Adulting is hard, man. Why is it that we perceive everyone else as having it all together? I’m fairly certain that we all have our own quirks and adult fails, even if you can’t possibly imagine that the hot mom in front of you in line at Target is going to go home and eat half a jar of Nutella in one sitting (I totally am. J/k, I’m the one behind you eating a Butterfinger in the checkout line.).
So, look, it’s ok if Netflix always has to ask if you’re still watching Scandal. Too bad there’s not a button that says, “Yes, but I’m doing other stuff too, and I don’t care for your tone.”.
I don’t mind if the only way you remember to pay your bills on time is automatic withdrawal. It’s hard getting out to the mailbox sometimes.
No big deal if you promise yourself a prize for not leaving in tears when you take your kids out in public. Sometimes that’s a big accomplishment! Especially when your kid is screaming like they’re in the midst of an exorcism in the middle of Target.

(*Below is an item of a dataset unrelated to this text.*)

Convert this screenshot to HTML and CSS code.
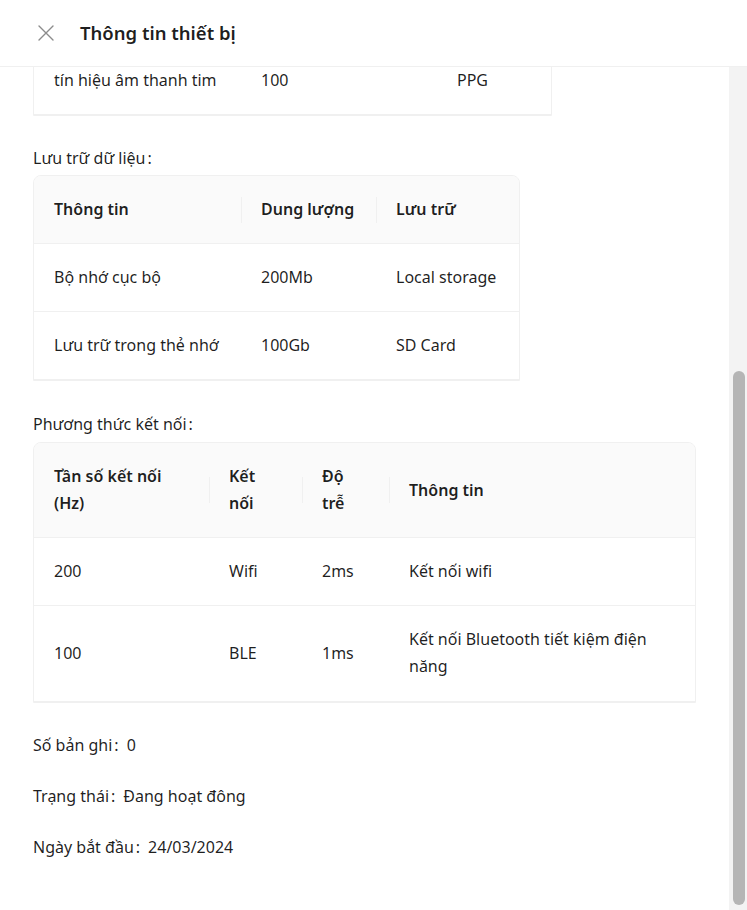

It’s alright if you don’t “get ready” on your days off. Do people actually style their hair and put on pants and a bra if they aren’t going anywhere? If that’s wrong, I don’t want to be right.
Don’t feel bad if you still wear your maternity leggings. They’re the only pair you have in that color. Besides you know they’re more comfortable. Nobody needs to know.
No one blames you if you’re too busy to hang out with your friends on a Sunday afternoon. By too busy, you basically mean that you can’t put on pants or be around people because you already did that on Saturday. You need your rest, for crying out loud.
Losing your keys immediately after picking them up happens to everybody. Right?
You totally deserve headpats for braving the DMV and the grocery store in the same day. Bonus points for toting a kid with you.
Were you just planning to have an afternoon snack, and accidentally had yourself an early dinner of half a block of Colby Jack with a bowl of cereal for dessert? Me neither.
Your Star Wars oven mitts are endearing, not childish.
Don’t fret about your sub par attempts to be a real, live grown up. We all do things like eat cereal out of a mixing bowl or forget to change our air-conditioning filter. Just remember what it’s all about. Trying to make people think you clean your baseboards every week. Keep at it, and your children may even grow up thinking their parents know everything!